Hydrology and Channel Head Erosion in a Semiarid Discontinuous Ephemeral Stream Network near Oracle, Arizona

We present results from monitoring of hydrology and erosion at channel heads in a discontinuous ephemeral stream system in southeastern Arizona rangelands. At this field site, alluvial headwalls ~1 m high mark the transition from unchannelized valleys to actively incising arroyos. The headwalls are vertical to overhanging in cross-section and amphitheater-shaped in planform. The local landscape is made up of well- consolidated clay-rich soil and sediment. Possible processes involved in headwall retreat include groundwater sapping, plunge-pool erosion, and soil tension-fracturing.

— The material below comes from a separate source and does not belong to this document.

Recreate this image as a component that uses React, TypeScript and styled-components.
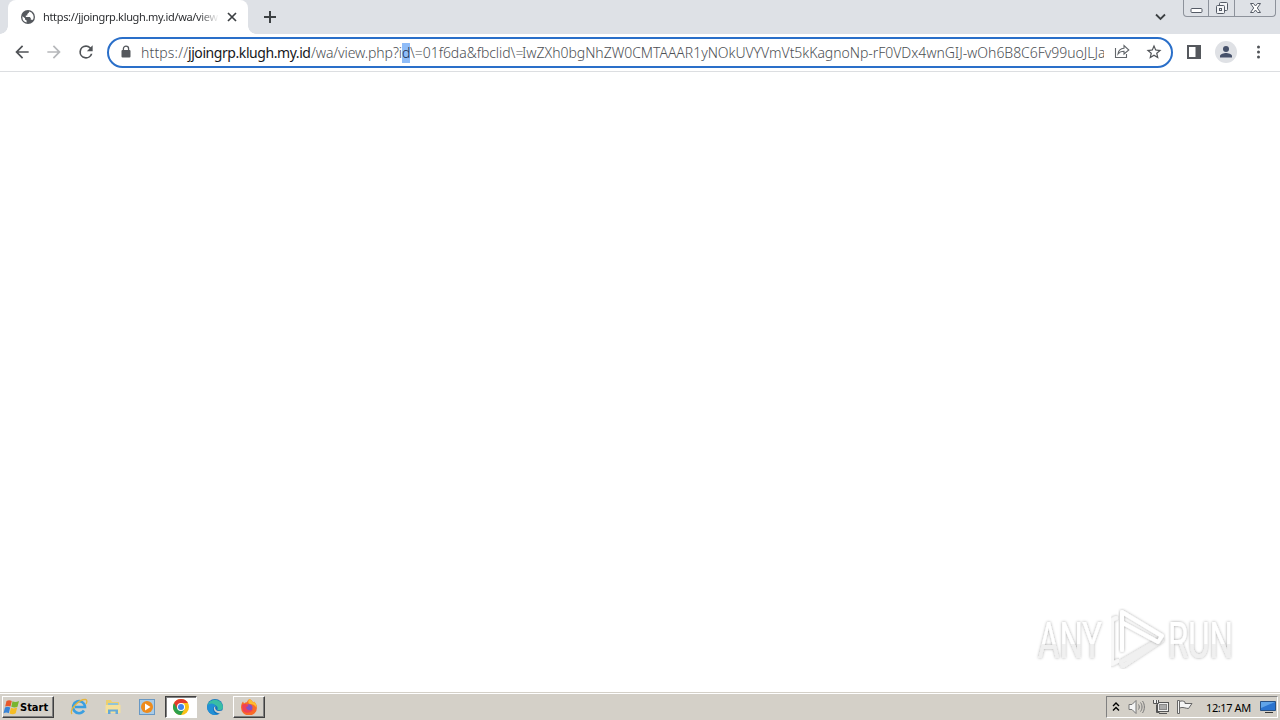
import styled, { createGlobalStyle, css } from "styled-components";

const GlobalStyle = createGlobalStyle`
  * {
    box-sizing: border-box;
  }

  body {
    margin: 0;
    background: #fff;
    font-family: "Noto Sans", "DejaVu Sans", sans-serif;
    overflow: hidden;
  }

  svg {
    display: block;
    flex: none;
  }
`;

const Screen = styled.div`
  width: 1280px;
  height: 720px;
  display: flex;
  flex-direction: column;
  overflow: hidden;
`;

const TabStrip = styled.header`
  height: 34px;
  display: flex;
  background: #dee1e6;
  padding-left: 8px;
`;

const Tab = styled.div`
  position: relative;
  width: 240px;
  height: 34px;
  display: flex;
  align-items: center;
  padding: 0 9px 0 13px;
  background: #fff;
  border-radius: 8px 8px 0 0;

  &::before,
  &::after {
    content: "";
    position: absolute;
    bottom: 0;
    width: 8px;
    height: 8px;
  }

  &::before {
    left: -8px;
    background: radial-gradient(circle at 0 0, transparent 7.5px, #fff 8px);
  }

  &::after {
    right: -8px;
    background: radial-gradient(circle at 100% 0, transparent 7.5px, #fff 8px);
  }
`;

const TabTitle = styled.span`
  width: 176px;
  margin-left: 8px;
  overflow: hidden;
  white-space: nowrap;
  font-size: 11px;
  line-height: 16px;
  letter-spacing: -0.34px;
  color: #2c2e31;
  mask-image: linear-gradient(to right, #000 88%, transparent);
`;

const TabClose = styled.span`
  margin-left: auto;
`;

const NewTab = styled.div`
  margin: 10px 0 0 15px;
`;

const StripRight = styled.div`
  margin-left: auto;
  display: flex;
  padding-right: 4px;
`;

const TabSearch = styled.div`
  padding: 13px 17px 0 0;
`;

const WindowButtons = styled.div`
  display: flex;
  width: 93px;
  height: 17px;
  border: 1px solid #8d929b;
  border-top: 0;
  border-radius: 0 0 4px 4px;
`;

const WindowButton = styled.div<{ $width: number }>`
  width: ${(props) => props.$width}px;
  display: flex;
  align-items: center;
  justify-content: center;

  & + & {
    border-left: 1px solid #8d929b;
  }
`;

const Toolbar = styled.div`
  height: 38px;
  display: flex;
  align-items: center;
  padding: 0 12px 1px;
  border-bottom: 1px solid #dcdee1;
`;

const NavIcons = styled.nav`
  display: flex;
  gap: 12px;
  margin-right: 11px;
`;

const Omnibox = styled.div`
  width: 1066px;
  height: 31px;
  display: flex;
  align-items: center;
  padding: 0 8px 0 11px;
  border: 2px solid #2a6fc9;
  border-radius: 16px;
`;

const Url = styled.div`
  display: flex;
  width: 963px;
  margin: 2px 10px 0 9px;
  overflow: hidden;
  font-size: 14px;
  font-weight: 300;
  line-height: 20px;
  white-space: pre;
`;

const UrlPart = styled.span<{
  $width: number;
  $spacing: number;
  $host?: boolean;
  $selected?: boolean;
}>`
  flex: none;
  width: ${(props) => props.$width}px;
  letter-spacing: ${(props) => props.$spacing}px;
  color: ${(props) => (props.$host ? "#16181b" : "#4c4f54")};
  ${(props) => props.$host && "font-weight: 400;"}
  ${(props) =>
    props.$selected &&
    css`
      color: #1d2f4c;
      background: #8fbcf8;
    `}
`;

const OmniActions = styled.div`
  display: flex;
  gap: 15px;
`;

const ToolbarActions = styled.div`
  display: flex;
  align-items: center;
  margin-left: 14px;
  gap: 14px;
`;

const Page = styled.main`
  position: relative;
  flex: 1;
  background: #fff;
`;

const Watermark = styled.div`
  position: absolute;
  left: 1030px;
  top: 530px;
`;

const Taskbar = styled.footer`
  height: 28px;
  display: flex;
  align-items: center;
  padding: 3px 2px 2px;
  background: #d4d0c8;
  border-top: 1px solid #d4d0c8;
  box-shadow: inset 0 1px #fff;
`;

const raised = css`
  border: 1px solid;
  border-color: #fff #404040 #404040 #fff;
  box-shadow: inset -1px -1px #808080;
`;

const StartButton = styled.div`
  ${raised}
  width: 52px;
  height: 22px;
  display: flex;
  align-items: center;
  font: bold 11px "DejaVu Sans Condensed", "DejaVu Sans", sans-serif;
  letter-spacing: 0;
  color: #000;
`;

const QuickLaunch = styled.div`
  display: flex;
  margin-left: 9px;
  gap: 2px;
`;

const TaskButton = styled.div<{ $state?: "active" | "open" }>`
  width: 32px;
  height: 22px;
  display: flex;
  align-items: center;
  justify-content: center;
  ${(props) => props.$state === "open" && raised}
  ${(props) =>
    props.$state === "active" &&
    css`
      background: #fff;
      border: 1px solid;
      border-color: #404040 #fff #fff #404040;
      box-shadow: inset 1px 1px #808080;
    `}
`;

const Tray = styled.div`
  width: 172px;
  height: 22px;
  margin-left: auto;
  display: flex;
  align-items: center;
  padding-left: 5px;
  border: 1px solid;
  border-color: #808080 #fff #fff #808080;
`;

const TrayIcons = styled.div`
  display: flex;
  align-items: center;
  gap: 8px;
`;

const Clock = styled.span`
  width: 48px;
  margin: 0 6px 0 13px;
  font-size: 11px;
  letter-spacing: -0.4px;
  white-space: nowrap;
  color: #000;
`;

const GlobeIcon = () => (
  <svg width="14" height="14" viewBox="0 0 14 14">
    <circle cx="7" cy="7" r="7" fill="#55595e" />
    <path
      d="M1.5 6.2 4 8.2v1.2l1.6 1.2v1.8A5.6 5.6 0 0 1 1.5 6.2ZM8 1.6v1L6.3 4v1.5H4.8V7h4l1 1.2v1.5h1.4l.5.4A5.6 5.6 0 0 0 8 1.6Z"
      fill="#fff"
    />
  </svg>
);

const BackIcon = ({ color }: { color: string }) => (
  <svg width="20" height="20" viewBox="0 0 24 24" fill={color}>
    <path d="M20 11H7.83l5.59-5.59L12 4l-8 8 8 8 1.41-1.41L7.83 13H20v-2z" />
  </svg>
);

const ForwardIcon = ({ color }: { color: string }) => (
  <svg width="20" height="20" viewBox="0 0 24 24" fill={color}>
    <path d="m12 4-1.41 1.41L16.17 11H4v2h12.17l-5.58 5.59L12 20l8-8z" />
  </svg>
);

const ReloadIcon = () => (
  <svg width="20" height="20" viewBox="0 0 24 24" fill="#505357">
    <path d="M17.65 6.35A7.96 7.96 0 0 0 12 4a8 8 0 1 0 7.73 10h-2.08A6 6 0 1 1 12 6c1.66 0 3.14.69 4.22 1.78L13 11h7V4l-2.35 2.35z" />
  </svg>
);

const LockIcon = () => (
  <svg width="12" height="14" viewBox="0 0 12 14">
    <path d="M3.4 6V3.7a2.6 2.6 0 0 1 5.2 0V6" fill="none" stroke="#55585d" strokeWidth="1.3" />
    <rect x="1.5" y="5" width="9" height="7.6" rx="1" fill="#55585d" />
  </svg>
);

const ShareIcon = () => (
  <svg width="16" height="16" viewBox="0 0 16 16" fill="none" stroke="#62666b" strokeWidth="1.1">
    <path d="M1.5 5v9.5h11V11" />
    <path d="M4 11c.5-3.8 2.5-5.5 6-5.7V2.5L14.8 7 10 11V8.3C7.5 8.3 5.5 9 4 11Z" />
  </svg>
);

const StarIcon = () => (
  <svg width="18" height="18" viewBox="0 0 24 24" fill="#505357">
    <path d="m22 9.24-7.19-.62L12 2 9.19 8.63 2 9.24l5.46 4.73L5.82 21 12 17.27 18.18 21l-1.63-7.03L22 9.24zM12 15.4l-3.76 2.27 1-4.28-3.32-2.88 4.38-.38L12 6.1l1.71 4.04 4.38.38-3.32 2.88 1 4.28L12 15.4z" />
  </svg>
);

const SidePanelIcon = () => (
  <svg width="14" height="14" viewBox="0 0 14 14">
    <rect x="1" y="1" width="12" height="12" fill="#fff" stroke="#55585d" strokeWidth="2" />
    <rect x="8.5" y="1" width="5" height="12" fill="#55585d" />
  </svg>
);

const ProfileIcon = () => (
  <svg width="22" height="22" viewBox="0 0 22 22">
    <circle cx="11" cy="11" r="11" fill="#dfe1e5" />
    <circle cx="11" cy="8" r="3" fill="#46516a" />
    <path d="M5 16.5v-1.4C5 13 9 12 11 12s6 1 6 3.1v1.4Z" fill="#46516a" />
  </svg>
);

const MenuIcon = () => (
  <svg width="16" height="16" viewBox="0 0 16 16" fill="#505357">
    <circle cx="7.500" cy="3" r="1.500" />
    <circle cx="7.500" cy="8" r="1.500" />
    <circle cx="7.500" cy="13" r="1.500" />
  </svg>
);

const AnyRunLogo = () => (
  <svg width="220" height="74" viewBox="0 0 220 74">
    <defs>
      <linearGradient id="logo-fade" x1="0" y1="0" x2="0" y2="1">
        <stop offset="0.55" stopColor="#fff" />
        <stop offset="0.56" stopColor="#f0f0f0" />
      </linearGradient>
      <filter id="logo-shadow" x="-10%" y="-10%" width="120%" height="120%">
        <feDropShadow dx="0" dy="0" stdDeviation="1.4" floodColor="#000" floodOpacity="0.36" />
      </filter>
    </defs>
    <g fontFamily="Roboto, sans-serif" fontSize="50" fill="url(#logo-fade)" filter="url(#logo-shadow)">
      <text x="8" y="56" textLength="64" lengthAdjust="spacingAndGlyphs">
        ANY
      </text>
      <text x="138" y="56" textLength="65" lengthAdjust="spacingAndGlyphs">
        RUN
      </text>
    </g>
    <g fill="none" strokeWidth="4" strokeLinejoin="round" strokeLinecap="round">
      <path d="M132 38 93 64l-2-4 36-21" stroke="#f0f0f0" filter="url(#logo-shadow)" />
      <path d="M86 16l-4 2v44l6-3" stroke="#f8f8f8" filter="url(#logo-shadow)" />
      <path d="M92 48V10l40 24-4 6-35-19" stroke="#fff" filter="url(#logo-shadow)" />
    </g>
  </svg>
);

const WindowsFlag = () => (
  <svg width="17" height="17" viewBox="0 0 17 17">
    <path d="M3.5 2C5.500.8 7 1 8.800 2L7.500 7.600C5.600 6.700 4 6.700 2.200 7.600Z" fill="#e8592b" />
    <path d="M9.500 2.300c2 1 4 .9 6.500-.3l-1.500 5.800c-2 1-4 .9-6.200 0Z" fill="#79b52f" />
    <path d="M2 8.400c1.900-1 3.500-.9 5.200 0L5.800 14.200C4.200 13.300 2.500 13.300.5 14.200Z" fill="#3984d6" />
    <path d="M8 8.800c2 .9 3.900.8 6.200-.2l-1.500 5.700c-2 1.100-3.900 1.200-6.200.1Z" fill="#f5bd25" />
  </svg>
);

const ExplorerIcon = () => (
  <svg width="18" height="18" viewBox="0 0 18 18" fill="none">
    <path d="M14 12.5A6 6 0 1 1 15 9H5" stroke="#3b9fe0" strokeWidth="2.6" />
    <path d="M2 16C-1 12 9 1 15.500 1.500c2 .3 1.500 3 .5 4.500" stroke="#e5b53c" strokeWidth="1.3" />
  </svg>
);

const FolderIcon = () => (
  <svg width="18" height="18" viewBox="0 0 18 18">
    <path d="M2 2h5l1 2h7v10H2Z" fill="#ebcf70" />
    <path d="M4 5h10v4H4Z" fill="#8fc4d8" />
    <path d="M1.500 7h15v8h-15Z" fill="#f4e09a" />
    <path d="M4 16v-4.500h10V16h-2.500v-2.500h-5V16Z" fill="#65a9d7" />
  </svg>
);

const MediaIcon = () => (
  <svg width="16" height="16" viewBox="0 0 16 16">
    <rect x=".5" y=".5" width="15" height="15" fill="#a9cbe6" stroke="#6898c4" />
    <circle cx="8" cy="8" r="6" fill="#ee8b1c" />
    <path d="M6 4.500 11.500 8 6 11.500Z" fill="#fff" />
  </svg>
);

const ChromeIcon = () => (
  <svg width="16" height="16" viewBox="0 0 16 16">
    <circle cx="8" cy="8" r="8" fill="#fbc116" />
    <path d="M8 8 1.070 4A8 8 0 0 0 8 16l3.500-6Z" fill="#2da04c" />
    <path d="M8 4h6.930A8 8 0 0 0 1.070 4L4.500 10Z" fill="#e33b2e" />
    <circle cx="8" cy="8" r="4" fill="#fff" />
    <circle cx="8" cy="8" r="3" fill="#4084ed" />
  </svg>
);

const EdgeIcon = () => (
  <svg width="16" height="16" viewBox="0 0 16 16">
    <circle cx="8" cy="8" r="8" fill="#1673be" />
    <path d="M.2 7A8 8 0 0 1 16 8c0 3-2.500 3.500-4.500 3.200-1.500-.3-1-1.200-.8-2C11 6 3 3.500.2 7Z" fill="#39bda5" />
    <path d="M.2 7C2.500 3 8 4.500 8.500 7c-4 1-3 7 2 8.600C5 17-.5 13 .2 7Z" fill="#2190d6" />
    <path d="M8.500 7.200c-1.500 3 1.500 6 7 4.300l.5 3c-3 .5-8-.5-9-4-.4-1.500.1-2.800 1.500-3.300Z" fill="#d4d0c8" />
  </svg>
);

const FirefoxIcon = () => (
  <svg width="16" height="16" viewBox="0 0 16 16">
    <path d="M8.500 0C11 1 12 3 12 3.500c1-.2 1-1 1-1 2 2 3 4 3 6A8 8 0 0 1 0 8.500c0-3 1-5 2-6l1 2c1-1 2-1.300 3-1.300.5-1.700 1.500-2.600 2.500-3.200Z" fill="#f96a28" />
    <path d="M8.500 0C11 1 12 3 12 3.500c1-.2 1-1 1-1 2 2 3 4 2.500 6.500C14 6 12 5 9 5 6.500 4 7 1.500 8.500 0Z" fill="#fdbd2d" />
    <circle cx="8" cy="8.800" r="3.500" fill="#8050c8" />
    <path d="M1 6c2-1.500 5-1 6.500.8L5 8.200c.5 3 4 4 7 2-1 4-8 5-10.500 1Z" fill="#ef4056" />
  </svg>
);

const SpeakerIcon = () => (
  <svg width="17" height="16" viewBox="0 0 17 16" fill="none" stroke="#777">
    <path d="M1 5.500h3l4-4v13l-4-4H1Z" fill="#f5f5f5" />
    <path d="M10.500 5.500c1 1.500 1 3.500 0 5M12.500 3.500c2 2.500 2 6.500 0 9M14.500 2c2.500 3.500 2.500 8.500 0 12" />
  </svg>
);

const NetworkIcon = () => (
  <svg width="16" height="16" viewBox="0 0 16 16" stroke="#555">
    <rect x="4.500" y="3.500" width="11" height="9" fill="#eee" />
    <rect x="6.500" y="5.500" width="7" height="5" fill="#aaa" stroke="#888" />
    <path d="M6 14.500h8M3.500 5.500v8h3" fill="none" />
    <path d="M.5 1v3.500h5V1M3.500 1v3" fill="#eee" />
  </svg>
);

const FlagIcon = () => (
  <svg width="16" height="16" viewBox="0 0 16 16" fill="#f5f5f5" stroke="#666">
    <path d="M.5 1.500h2v13h-2Z" />
    <path d="M2.500 2.500c2-1 4-.5 5.500.5v1.500h7l-3.500 5c-3 0-5.500-2-9-.5Z" />
  </svg>
);

const DesktopIcon = () => (
  <svg width="16" height="14" viewBox="0 0 16 14">
    <path d="M.5 1.500h15v9H.5Z" fill="#2b74cf" stroke="#285184" />
    <path d="M1 2h14L1 8Z" fill="#60a4e8" />
    <path d="M5 12.500h8" stroke="#333" />
  </svg>
);

export default function App() {
  return (
    <>
      <GlobalStyle />
      <Screen>
        <TabStrip>
          <Tab>
            <GlobeIcon />
            <TabTitle>https://jjoingrp.klugh.my.id/wa/view</TabTitle>
            <TabClose>
              <svg width="14" height="14" viewBox="0 0 14 14" stroke="#3c4043" strokeWidth="1.7">
                <path d="m3 3 8 8m0-8-8 8" />
              </svg>
            </TabClose>
          </Tab>
          <NewTab>
            <svg width="14" height="14" viewBox="0 0 14 14" stroke="#3c4043" strokeWidth="2">
              <path d="M7 1v12M1 7h12" />
            </svg>
          </NewTab>
          <StripRight>
            <TabSearch>
              <svg width="11" height="8" viewBox="0 0 11 8" fill="none" stroke="#3c4043" strokeWidth="1.8">
                <path d="m1 1.500 4.500 4.500L10 1.500" />
              </svg>
            </TabSearch>
            <WindowButtons>
              <WindowButton $width={24}>
                <svg width="13" height="15" viewBox="0 0 13 15">
                  <rect x="1" y="7.500" width="11" height="4" rx="1" fill="#fff" stroke="#555b66" />
                </svg>
              </WindowButton>
              <WindowButton $width={26}>
                <svg width="14" height="14" viewBox="0 0 14 14" fill="#f3f4f6" stroke="#555b66">
                  <rect x="4.500" y="1.500" width="8" height="8" rx="1" />
                  <rect x="1.500" y="4.500" width="8" height="8" rx="1" />
                  <rect x="4.500" y="7.500" width="2" height="2" />
                </svg>
              </WindowButton>
              <WindowButton $width={41}>
                <svg width="13" height="12" viewBox="0 0 13 12">
                  <path d="M1.500 1.500h3l2 2.500 2-2.500h3L8.300 6l3.200 4.500h-3l-2-2.500-2 2.500h-3L4.700 6Z" fill="#fff" stroke="#555b66" />
                </svg>
              </WindowButton>
            </WindowButtons>
          </StripRight>
        </TabStrip>
        <Toolbar>
          <NavIcons>
            <BackIcon color="#505357" />
            <ForwardIcon color="#b6b8bb" />
            <ReloadIcon />
          </NavIcons>
          <Omnibox>
            <LockIcon />
            <Url>
              <UrlPart $width={47} $spacing={0.15}>https://</UrlPart>
              <UrlPart $width={123} $spacing={-0.43} $host>jjoingrp.klugh.my.id</UrlPart>
              <UrlPart $width={91} $spacing={-0.1}>/wa/view.php?i</UrlPart>
              <UrlPart $width={8} $spacing={-0.5} $selected>d</UrlPart>
              <UrlPart $width={112} $spacing={-0.05}>\=01f6da&amp;fbclid\=</UrlPart>
              <UrlPart $width={582} $spacing={-0.04}>
                IwZXh0bgNhZW0CMTAAAR1yNOkUVYVmVt5kKagnoNp-rF0VDx4wnGIJ-wOh6B8C6Fv99uoJLJa
              </UrlPart>
            </Url>
            <OmniActions>
              <ShareIcon />
              <StarIcon />
            </OmniActions>
          </Omnibox>
          <ToolbarActions>
            <SidePanelIcon />
            <ProfileIcon />
            <MenuIcon />
          </ToolbarActions>
        </Toolbar>
        <Page>
          <Watermark>
            <AnyRunLogo />
          </Watermark>
        </Page>
        <Taskbar>
          <StartButton>
            <WindowsFlag />
            Start
          </StartButton>
          <QuickLaunch>
            <TaskButton><ExplorerIcon /></TaskButton>
            <TaskButton><FolderIcon /></TaskButton>
            <TaskButton><MediaIcon /></TaskButton>
            <TaskButton $state="active"><ChromeIcon /></TaskButton>
            <TaskButton><EdgeIcon /></TaskButton>
            <TaskButton $state="open"><FirefoxIcon /></TaskButton>
          </QuickLaunch>
          <Tray>
            <TrayIcons>
              <svg width="8" height="10" viewBox="0 0 8 10" fill="none" stroke="#000" strokeWidth="1.4">
                <path d="m1 4 3-3 3 3M1 8.500l3-3 3 3" />
              </svg>
              <SpeakerIcon />
              <NetworkIcon />
              <FlagIcon />
            </TrayIcons>
            <Clock>12:17 AM</Clock>
            <DesktopIcon />
          </Tray>
        </Taskbar>
      </Screen>
    </>
  );
}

To evaluate the relative efficacy of such processes and to test and refine models of incision and headcut migration rate, we deployed 40+ sensors at and immediately upstream and downstream of channel headwalls. Wired sensors and a datalogger recorded precipitation, overland flow, channel discharge, and soil moisture at a one minute interval. Additionally, a custom wireless sensor network with cellular telemetry was developed and deployed to measure shallow overland flow. At our field site, overland flow can occur from less than one centimeter of precipitation. We tracked landscape erosion through a combination of time-lapse photography, repeat RTK GPS and terrestrial LiDAR surveys. Over the monitoring period, headwalls retreated 10s of cm during several flow events. When the sediment becomes saturated (e.g., from flow down headwall faces and standing water in plunge pools), it has an order-of-magnitude lower shear strength than when dry. Erosion and retreat of channel heads appear to occur by a combination of erosive flow down saturated channel headwalls, plunge-pool erosion at high flows, and mass wasting along vertical tension cracks between runoff events. The amphitheater form is largely due to plunge-pool undercutting and vertical differences in soil material properties, particularly clay content. Though shallow groundwater sapping is widely thought to lead to amphitheater-shaped channel heads, we found no evidence of moisture flux below 40 cm depth directly upstream of the ~1 m channel headwalls. Our results have implications for understanding runoff- erosion dynamics, arroyo cutting, rangeland soil erosion, and may also provide insight into the formation of larger amphitheater-headed channels and channel initiation processes in general.